[START OF MATERIAL]

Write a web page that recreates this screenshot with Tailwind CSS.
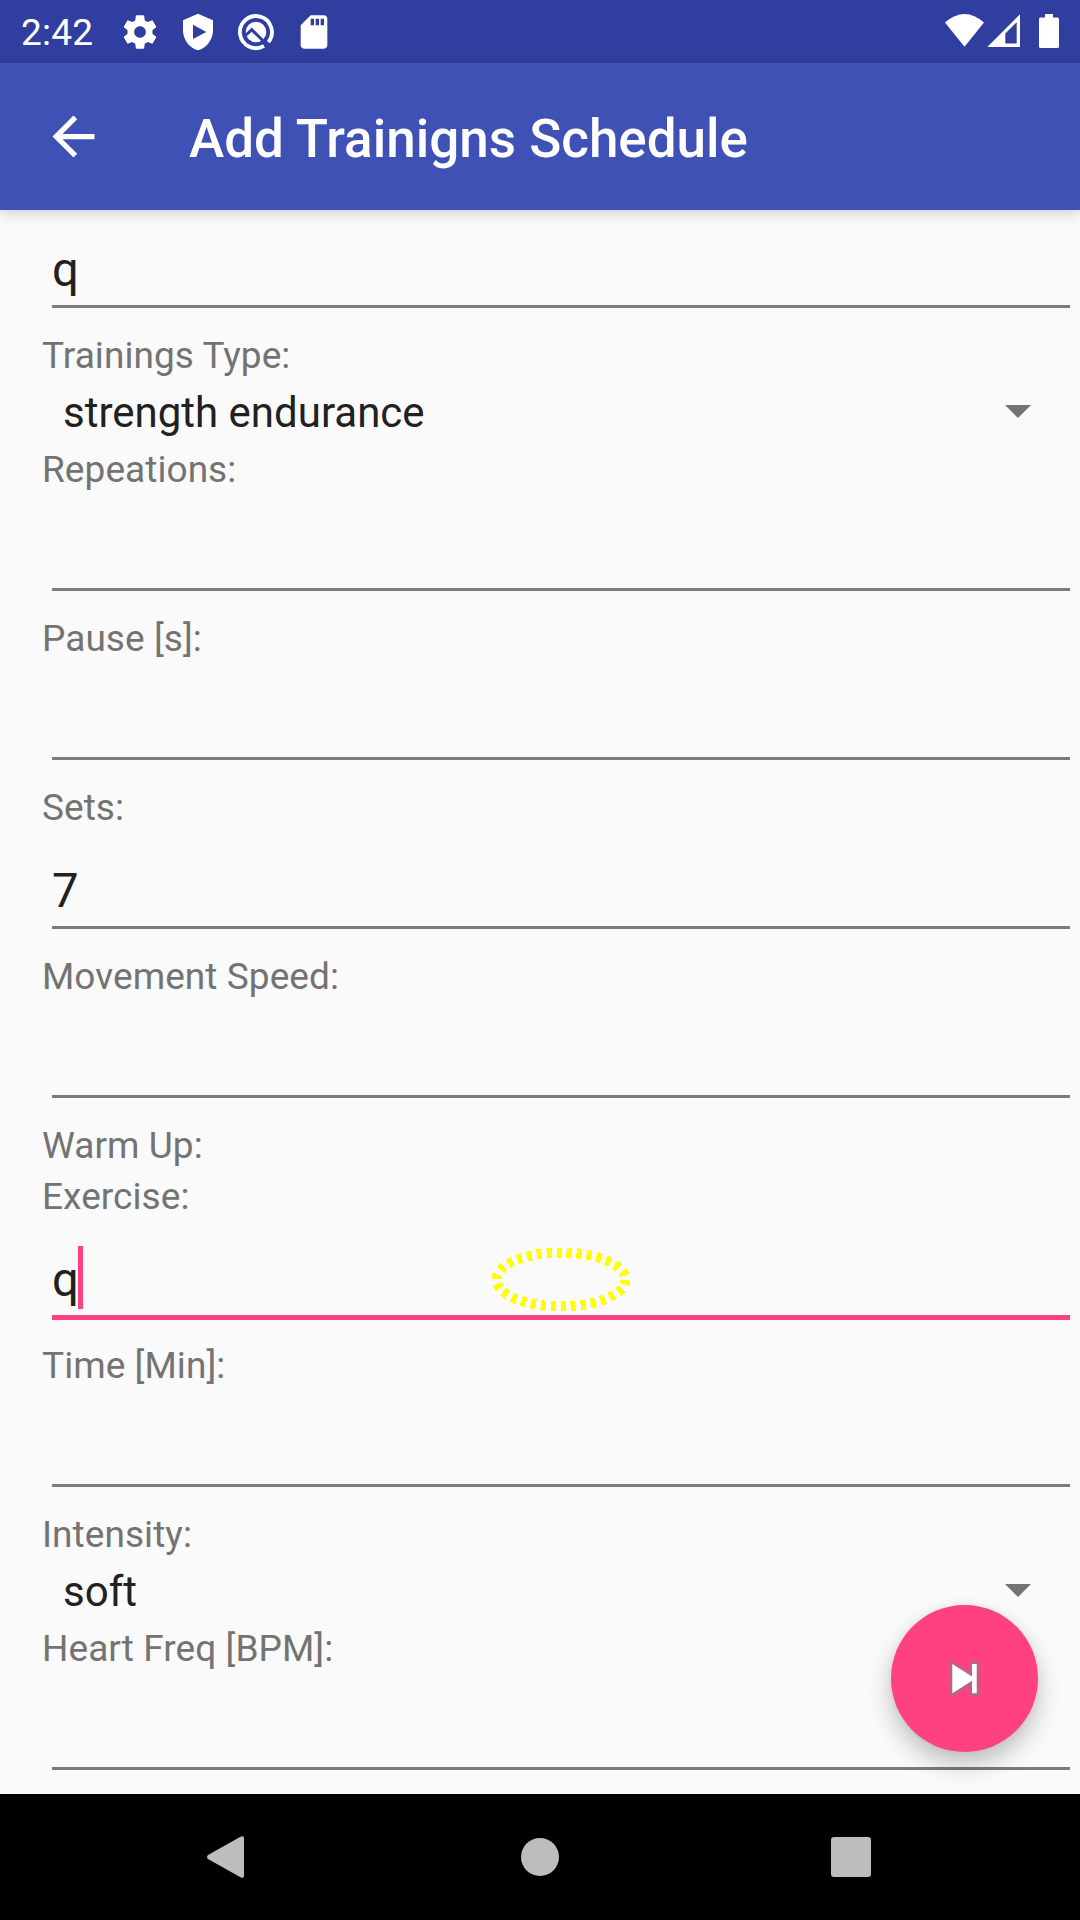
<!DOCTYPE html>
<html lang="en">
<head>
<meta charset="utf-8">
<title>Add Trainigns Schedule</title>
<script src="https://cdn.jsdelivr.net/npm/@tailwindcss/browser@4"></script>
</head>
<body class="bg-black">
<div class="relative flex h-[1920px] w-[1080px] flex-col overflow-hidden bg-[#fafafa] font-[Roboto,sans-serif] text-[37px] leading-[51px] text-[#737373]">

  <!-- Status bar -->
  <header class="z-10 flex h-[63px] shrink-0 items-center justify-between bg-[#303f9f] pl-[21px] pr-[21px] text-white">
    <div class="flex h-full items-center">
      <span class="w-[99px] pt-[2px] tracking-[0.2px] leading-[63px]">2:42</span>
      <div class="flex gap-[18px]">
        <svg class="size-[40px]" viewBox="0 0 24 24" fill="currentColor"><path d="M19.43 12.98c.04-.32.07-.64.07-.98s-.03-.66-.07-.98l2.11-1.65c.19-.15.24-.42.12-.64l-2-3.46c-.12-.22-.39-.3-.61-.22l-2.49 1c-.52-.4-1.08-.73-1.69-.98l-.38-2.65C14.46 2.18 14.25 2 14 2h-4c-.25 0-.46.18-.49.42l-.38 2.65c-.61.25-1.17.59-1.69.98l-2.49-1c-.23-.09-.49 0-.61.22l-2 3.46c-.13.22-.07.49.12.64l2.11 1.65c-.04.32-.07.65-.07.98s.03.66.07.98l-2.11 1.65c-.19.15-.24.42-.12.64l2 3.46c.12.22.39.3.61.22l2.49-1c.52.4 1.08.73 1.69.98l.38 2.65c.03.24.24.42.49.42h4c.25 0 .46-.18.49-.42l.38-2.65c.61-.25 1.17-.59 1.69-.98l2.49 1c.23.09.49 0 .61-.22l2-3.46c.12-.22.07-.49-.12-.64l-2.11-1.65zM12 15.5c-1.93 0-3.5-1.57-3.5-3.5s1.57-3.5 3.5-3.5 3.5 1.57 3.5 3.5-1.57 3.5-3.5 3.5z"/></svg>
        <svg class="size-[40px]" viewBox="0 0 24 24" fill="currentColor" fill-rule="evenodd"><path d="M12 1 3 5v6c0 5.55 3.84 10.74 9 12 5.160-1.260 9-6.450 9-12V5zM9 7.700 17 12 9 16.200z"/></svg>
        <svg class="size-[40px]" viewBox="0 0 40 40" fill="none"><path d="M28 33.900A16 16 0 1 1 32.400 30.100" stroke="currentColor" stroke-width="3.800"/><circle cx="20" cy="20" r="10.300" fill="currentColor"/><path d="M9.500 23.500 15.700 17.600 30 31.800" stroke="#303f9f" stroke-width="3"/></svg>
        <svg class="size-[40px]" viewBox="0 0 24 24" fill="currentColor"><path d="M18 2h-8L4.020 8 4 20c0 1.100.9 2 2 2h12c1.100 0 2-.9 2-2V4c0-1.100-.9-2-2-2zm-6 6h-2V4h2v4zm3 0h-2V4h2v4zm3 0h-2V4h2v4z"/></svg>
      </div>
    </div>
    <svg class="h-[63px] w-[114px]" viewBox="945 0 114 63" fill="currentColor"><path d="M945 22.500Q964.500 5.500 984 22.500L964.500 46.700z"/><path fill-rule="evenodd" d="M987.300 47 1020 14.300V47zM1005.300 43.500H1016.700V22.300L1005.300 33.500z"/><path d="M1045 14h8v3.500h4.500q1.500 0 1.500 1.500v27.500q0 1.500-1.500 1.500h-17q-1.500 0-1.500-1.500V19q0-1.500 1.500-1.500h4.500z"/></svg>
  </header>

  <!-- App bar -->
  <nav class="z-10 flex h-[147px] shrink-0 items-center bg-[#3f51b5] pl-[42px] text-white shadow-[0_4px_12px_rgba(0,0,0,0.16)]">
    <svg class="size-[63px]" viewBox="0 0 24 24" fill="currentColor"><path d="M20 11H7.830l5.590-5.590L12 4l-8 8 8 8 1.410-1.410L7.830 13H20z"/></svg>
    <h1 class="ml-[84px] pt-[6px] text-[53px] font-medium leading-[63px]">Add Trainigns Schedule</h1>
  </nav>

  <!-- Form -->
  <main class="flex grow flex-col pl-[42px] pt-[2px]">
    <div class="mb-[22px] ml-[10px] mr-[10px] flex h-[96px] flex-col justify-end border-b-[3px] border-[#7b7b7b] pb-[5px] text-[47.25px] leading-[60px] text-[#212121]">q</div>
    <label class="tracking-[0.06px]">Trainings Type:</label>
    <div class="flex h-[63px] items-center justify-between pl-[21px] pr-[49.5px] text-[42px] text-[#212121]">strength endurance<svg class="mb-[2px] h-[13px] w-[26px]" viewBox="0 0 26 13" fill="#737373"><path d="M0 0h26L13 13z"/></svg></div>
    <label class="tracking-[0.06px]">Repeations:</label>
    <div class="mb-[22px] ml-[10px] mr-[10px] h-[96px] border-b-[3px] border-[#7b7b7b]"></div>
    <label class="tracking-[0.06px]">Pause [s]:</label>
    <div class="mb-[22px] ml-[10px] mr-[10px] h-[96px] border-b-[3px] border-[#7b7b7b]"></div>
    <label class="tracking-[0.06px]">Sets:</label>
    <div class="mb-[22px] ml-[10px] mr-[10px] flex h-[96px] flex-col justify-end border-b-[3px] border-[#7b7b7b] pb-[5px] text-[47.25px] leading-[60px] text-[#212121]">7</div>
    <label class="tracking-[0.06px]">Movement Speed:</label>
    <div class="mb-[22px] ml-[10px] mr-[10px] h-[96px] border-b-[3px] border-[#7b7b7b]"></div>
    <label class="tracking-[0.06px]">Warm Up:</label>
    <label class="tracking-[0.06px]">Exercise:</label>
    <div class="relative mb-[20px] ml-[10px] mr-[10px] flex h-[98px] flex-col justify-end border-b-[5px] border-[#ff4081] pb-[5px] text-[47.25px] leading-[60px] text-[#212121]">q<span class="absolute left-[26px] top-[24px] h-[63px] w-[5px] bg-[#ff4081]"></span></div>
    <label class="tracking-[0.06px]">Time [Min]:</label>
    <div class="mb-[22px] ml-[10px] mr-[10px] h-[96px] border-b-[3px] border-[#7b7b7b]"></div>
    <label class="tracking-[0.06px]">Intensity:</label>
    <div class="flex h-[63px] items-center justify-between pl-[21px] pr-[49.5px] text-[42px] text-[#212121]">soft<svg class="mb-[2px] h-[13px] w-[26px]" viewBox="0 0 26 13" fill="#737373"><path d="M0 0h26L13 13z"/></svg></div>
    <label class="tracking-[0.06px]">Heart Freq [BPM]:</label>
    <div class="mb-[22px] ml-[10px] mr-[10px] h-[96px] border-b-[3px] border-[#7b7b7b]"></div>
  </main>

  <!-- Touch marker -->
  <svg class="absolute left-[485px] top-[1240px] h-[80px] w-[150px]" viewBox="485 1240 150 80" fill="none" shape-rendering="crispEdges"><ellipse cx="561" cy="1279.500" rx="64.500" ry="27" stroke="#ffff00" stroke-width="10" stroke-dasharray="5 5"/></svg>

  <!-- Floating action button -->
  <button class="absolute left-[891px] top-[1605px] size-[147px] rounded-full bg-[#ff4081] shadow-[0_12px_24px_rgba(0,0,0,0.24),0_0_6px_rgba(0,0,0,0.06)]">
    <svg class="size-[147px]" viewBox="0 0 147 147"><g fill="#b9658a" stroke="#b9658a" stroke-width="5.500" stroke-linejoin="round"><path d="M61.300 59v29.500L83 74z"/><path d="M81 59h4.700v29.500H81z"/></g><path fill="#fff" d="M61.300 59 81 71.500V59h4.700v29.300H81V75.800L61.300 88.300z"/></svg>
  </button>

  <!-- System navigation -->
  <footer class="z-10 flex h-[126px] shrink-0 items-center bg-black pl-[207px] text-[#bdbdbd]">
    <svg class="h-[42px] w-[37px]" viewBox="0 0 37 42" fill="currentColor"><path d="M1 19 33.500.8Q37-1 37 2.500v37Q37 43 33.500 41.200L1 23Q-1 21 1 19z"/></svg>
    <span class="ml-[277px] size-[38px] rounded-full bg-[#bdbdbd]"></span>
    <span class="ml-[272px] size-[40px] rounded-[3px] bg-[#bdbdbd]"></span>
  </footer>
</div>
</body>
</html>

[END OF MATERIAL]

OBJECTIVE: Return exactly what appears from the opening line of the material through the line with "flex h-[1920px] w-[1080px]", apart from the pictures.

TASK RESULT:
Write a web page that recreates this screenshot with Tailwind CSS.
<!DOCTYPE html>
<html lang="en">
<head>
<meta charset="utf-8">
<title>Add Trainigns Schedule</title>
<script src="https://cdn.jsdelivr.net/npm/@tailwindcss/browser@4"></script>
</head>
<body class="bg-black">
<div class="relative flex h-[1920px] w-[1080px] flex-col overflow-hidden bg-[#fafafa] font-[Roboto,sans-serif] text-[37px] leading-[51px] text-[#737373]">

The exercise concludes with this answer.